Hike to Beljanica Mountain

Oliver Enjoys the View at the Peak

Saturday we went on a hike to the beautiful Beljanica mountain. It is a 1,892 meter (6,200 feet) ridge located in the Resava region of Serbia. It is 152 kilometers (94 miles) south-east of Belgrade. A group of community members from the school made the 14 kilometer hike after touring the Resava Cava (Resavska Pećina). It was a fantastic day.

I was proud of both Owen and Oliver as they made it to the summit and back. It was a long day as we left the cave around 11:00 AM and didn’t return to the car until after 8:00 PM. We finished up the night at a country restaurant that had delicious, Resava River trout and homemade bread. I couldn’t have asked for a better day. The boys were tough, especially as we strained our way through a steep stand of Beech trees. The slope felt almost vertical, but they made it fun, playing with sticks and leaves on the way up and back down.

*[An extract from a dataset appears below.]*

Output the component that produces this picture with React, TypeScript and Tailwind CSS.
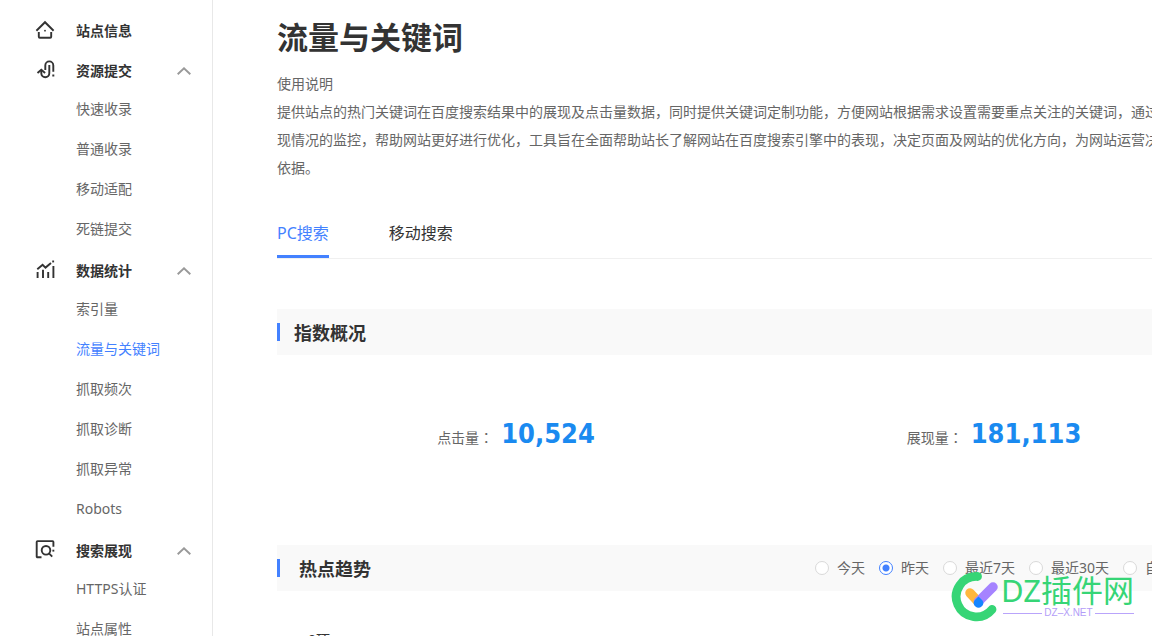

Looking Down At the Beech Forest From the Karst Peaks of Beljanica

Beljanica means “Little Whitey” in English and it refers to the limestone (karst) ridges you see in the photo above. Karst topography is formed with the dissolution of limestone rock. Many caves are formed in these areas and the large Resava cave is impressive. They have the cave well-lit for visitors and the kids loved it.

The Tour Guide Explains the Formation of the Cave in the Main Chamber

We didn’t see much wildlife. Only a small snake, some tadpoles, and plenty of wildflowers. The initial part of the hike went along by the river and through small farms with peasant sheep herders. I want to explore the region more. There is a nice waterfalls and monastery that we didn’t have time to see. It would also be good to spend a bit more time up at the top and walk along the ridges, as there were several to be explored. It was cold at the top and, we headed back without much time at the top. The boys slept soundly on the ride home.

Owen fills his water bottle from Martin in a well.

I would like to thank our fearless trip leader, Liberozo Sapundžić and his son Luka. They are two great men and had much patience with the group. Thanks for sharing your love of nature and expertise with the Serbian wilderness! I would love to return the favor in my beloved Upper Peninsula of Michigan someday.